■ Description of the task
Scan the following material for the string "components" and copy each line in which it appears.

■ Dataset excerpt
↓↓↓

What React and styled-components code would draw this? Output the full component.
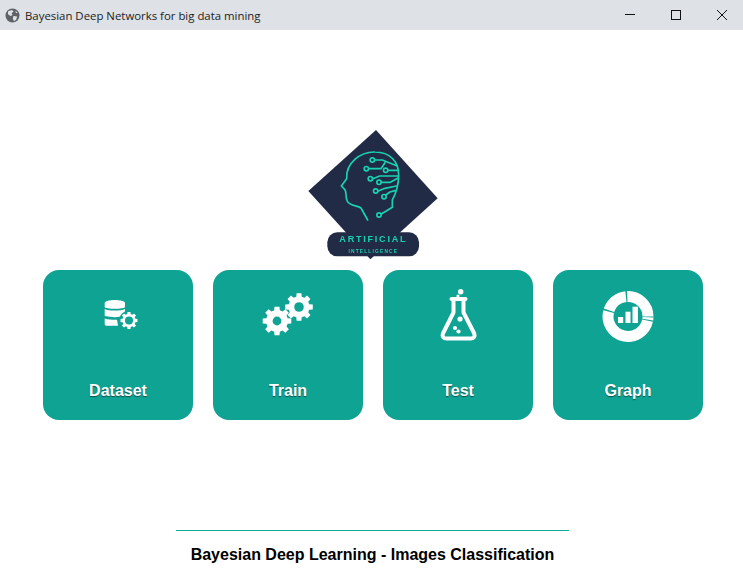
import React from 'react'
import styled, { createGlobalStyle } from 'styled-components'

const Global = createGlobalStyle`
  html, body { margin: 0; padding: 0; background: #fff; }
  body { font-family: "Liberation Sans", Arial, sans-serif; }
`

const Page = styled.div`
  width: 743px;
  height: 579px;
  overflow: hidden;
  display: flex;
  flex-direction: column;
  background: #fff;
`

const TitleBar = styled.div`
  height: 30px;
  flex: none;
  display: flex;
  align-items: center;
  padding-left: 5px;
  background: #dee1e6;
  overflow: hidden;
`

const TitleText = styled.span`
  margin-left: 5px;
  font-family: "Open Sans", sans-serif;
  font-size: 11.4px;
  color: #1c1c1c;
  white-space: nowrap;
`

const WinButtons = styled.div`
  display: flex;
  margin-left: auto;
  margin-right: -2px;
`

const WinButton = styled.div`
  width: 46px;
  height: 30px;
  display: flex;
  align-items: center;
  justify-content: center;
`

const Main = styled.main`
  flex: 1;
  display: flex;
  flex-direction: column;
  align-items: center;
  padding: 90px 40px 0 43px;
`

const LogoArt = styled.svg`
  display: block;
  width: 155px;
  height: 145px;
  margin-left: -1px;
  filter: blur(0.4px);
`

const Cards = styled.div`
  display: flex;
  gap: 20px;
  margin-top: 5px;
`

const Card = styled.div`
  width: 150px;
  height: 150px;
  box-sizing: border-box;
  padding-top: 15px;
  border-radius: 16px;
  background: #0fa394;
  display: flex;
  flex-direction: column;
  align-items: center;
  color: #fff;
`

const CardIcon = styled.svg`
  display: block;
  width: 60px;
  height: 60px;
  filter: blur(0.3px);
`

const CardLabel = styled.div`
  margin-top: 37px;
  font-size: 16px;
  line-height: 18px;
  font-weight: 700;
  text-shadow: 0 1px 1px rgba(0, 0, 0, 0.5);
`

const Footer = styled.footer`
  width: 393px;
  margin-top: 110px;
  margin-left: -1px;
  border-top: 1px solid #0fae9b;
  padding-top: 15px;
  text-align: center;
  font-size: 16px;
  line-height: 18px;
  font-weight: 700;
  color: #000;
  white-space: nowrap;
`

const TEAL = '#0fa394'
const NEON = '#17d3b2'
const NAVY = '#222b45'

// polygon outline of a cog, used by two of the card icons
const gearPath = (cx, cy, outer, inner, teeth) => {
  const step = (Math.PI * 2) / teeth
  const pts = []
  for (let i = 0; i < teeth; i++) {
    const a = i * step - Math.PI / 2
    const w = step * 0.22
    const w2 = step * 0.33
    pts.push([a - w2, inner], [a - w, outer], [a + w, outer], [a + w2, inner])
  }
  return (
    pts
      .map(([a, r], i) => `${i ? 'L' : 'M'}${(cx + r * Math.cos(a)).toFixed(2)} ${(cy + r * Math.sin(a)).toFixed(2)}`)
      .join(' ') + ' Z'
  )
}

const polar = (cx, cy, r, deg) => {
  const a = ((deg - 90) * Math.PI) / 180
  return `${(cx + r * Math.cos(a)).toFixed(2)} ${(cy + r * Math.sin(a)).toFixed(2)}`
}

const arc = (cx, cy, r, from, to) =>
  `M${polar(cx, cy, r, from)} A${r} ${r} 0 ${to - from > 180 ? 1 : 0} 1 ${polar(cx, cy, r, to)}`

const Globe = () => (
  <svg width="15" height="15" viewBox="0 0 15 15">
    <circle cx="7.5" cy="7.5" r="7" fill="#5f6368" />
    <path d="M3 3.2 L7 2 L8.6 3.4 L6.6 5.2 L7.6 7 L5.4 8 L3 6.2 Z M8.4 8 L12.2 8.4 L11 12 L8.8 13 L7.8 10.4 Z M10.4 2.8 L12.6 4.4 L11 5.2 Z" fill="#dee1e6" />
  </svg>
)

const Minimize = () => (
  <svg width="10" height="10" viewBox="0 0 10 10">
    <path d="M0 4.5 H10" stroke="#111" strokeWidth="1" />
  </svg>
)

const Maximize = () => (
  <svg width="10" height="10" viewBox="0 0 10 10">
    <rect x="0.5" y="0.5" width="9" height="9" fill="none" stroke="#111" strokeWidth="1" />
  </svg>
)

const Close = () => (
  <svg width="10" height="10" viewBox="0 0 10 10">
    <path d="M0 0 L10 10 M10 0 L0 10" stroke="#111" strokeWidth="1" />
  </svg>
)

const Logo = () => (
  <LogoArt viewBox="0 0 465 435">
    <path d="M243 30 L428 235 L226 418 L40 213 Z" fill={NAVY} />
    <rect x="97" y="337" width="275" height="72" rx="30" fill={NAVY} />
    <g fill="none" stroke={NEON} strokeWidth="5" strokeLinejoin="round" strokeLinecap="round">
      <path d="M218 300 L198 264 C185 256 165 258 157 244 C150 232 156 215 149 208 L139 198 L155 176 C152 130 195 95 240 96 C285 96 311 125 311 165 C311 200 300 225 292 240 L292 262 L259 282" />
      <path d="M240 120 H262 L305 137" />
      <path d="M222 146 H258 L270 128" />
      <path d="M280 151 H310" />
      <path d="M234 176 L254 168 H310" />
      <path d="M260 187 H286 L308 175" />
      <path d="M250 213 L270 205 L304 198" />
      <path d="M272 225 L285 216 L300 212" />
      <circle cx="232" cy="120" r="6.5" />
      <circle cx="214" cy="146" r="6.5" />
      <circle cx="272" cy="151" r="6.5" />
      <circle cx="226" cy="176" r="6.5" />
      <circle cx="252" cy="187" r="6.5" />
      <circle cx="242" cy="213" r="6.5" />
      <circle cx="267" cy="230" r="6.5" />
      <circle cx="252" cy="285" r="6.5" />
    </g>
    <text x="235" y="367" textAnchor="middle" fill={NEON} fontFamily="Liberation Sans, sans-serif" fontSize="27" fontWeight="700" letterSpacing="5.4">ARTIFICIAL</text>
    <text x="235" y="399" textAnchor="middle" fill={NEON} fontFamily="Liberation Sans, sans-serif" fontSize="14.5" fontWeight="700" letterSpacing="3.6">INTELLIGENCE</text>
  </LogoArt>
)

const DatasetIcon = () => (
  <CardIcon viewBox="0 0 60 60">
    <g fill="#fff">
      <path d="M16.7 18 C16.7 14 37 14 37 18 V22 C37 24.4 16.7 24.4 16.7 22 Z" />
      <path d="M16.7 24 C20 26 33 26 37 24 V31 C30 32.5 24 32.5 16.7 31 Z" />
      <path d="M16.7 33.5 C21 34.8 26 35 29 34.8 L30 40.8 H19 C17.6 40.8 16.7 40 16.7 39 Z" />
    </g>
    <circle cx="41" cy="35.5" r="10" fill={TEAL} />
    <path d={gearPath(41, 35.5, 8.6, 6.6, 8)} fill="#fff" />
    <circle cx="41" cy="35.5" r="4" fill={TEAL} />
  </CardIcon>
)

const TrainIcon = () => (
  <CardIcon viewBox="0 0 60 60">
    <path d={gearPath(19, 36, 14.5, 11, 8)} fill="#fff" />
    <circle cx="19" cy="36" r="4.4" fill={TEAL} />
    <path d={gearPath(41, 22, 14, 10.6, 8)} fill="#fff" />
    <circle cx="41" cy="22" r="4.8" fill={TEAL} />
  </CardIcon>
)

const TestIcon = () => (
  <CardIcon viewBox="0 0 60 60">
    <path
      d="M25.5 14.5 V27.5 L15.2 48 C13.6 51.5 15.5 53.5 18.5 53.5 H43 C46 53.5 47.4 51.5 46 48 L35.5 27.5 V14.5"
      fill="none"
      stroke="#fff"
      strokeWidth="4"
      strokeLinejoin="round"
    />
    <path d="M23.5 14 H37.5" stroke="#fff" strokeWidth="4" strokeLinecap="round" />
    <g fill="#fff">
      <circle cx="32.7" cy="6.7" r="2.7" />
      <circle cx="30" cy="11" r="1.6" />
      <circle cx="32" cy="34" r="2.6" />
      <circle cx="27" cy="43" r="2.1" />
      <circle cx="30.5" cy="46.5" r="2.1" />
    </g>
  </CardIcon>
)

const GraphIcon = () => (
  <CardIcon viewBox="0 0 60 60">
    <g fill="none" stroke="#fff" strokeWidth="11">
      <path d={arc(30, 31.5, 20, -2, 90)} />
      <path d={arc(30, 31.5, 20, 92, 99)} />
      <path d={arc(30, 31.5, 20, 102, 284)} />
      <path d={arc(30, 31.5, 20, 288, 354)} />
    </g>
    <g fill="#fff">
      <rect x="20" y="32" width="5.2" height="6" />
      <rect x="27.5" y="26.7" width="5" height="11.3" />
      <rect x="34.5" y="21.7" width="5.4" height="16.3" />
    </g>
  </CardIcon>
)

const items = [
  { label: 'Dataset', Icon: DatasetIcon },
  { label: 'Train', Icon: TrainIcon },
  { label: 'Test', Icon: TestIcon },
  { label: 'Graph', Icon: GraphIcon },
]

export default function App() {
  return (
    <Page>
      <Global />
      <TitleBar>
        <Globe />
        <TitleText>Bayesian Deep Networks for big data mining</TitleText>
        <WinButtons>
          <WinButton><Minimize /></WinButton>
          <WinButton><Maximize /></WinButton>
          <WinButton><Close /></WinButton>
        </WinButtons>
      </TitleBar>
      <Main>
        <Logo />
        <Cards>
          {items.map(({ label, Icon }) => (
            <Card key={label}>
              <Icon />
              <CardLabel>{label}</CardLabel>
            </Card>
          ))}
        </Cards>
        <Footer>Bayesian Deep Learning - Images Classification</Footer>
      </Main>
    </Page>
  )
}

↑↑↑

■ Task result
What React and styled-components code would draw this? Output the full component.
import styled, { createGlobalStyle } from 'styled-components'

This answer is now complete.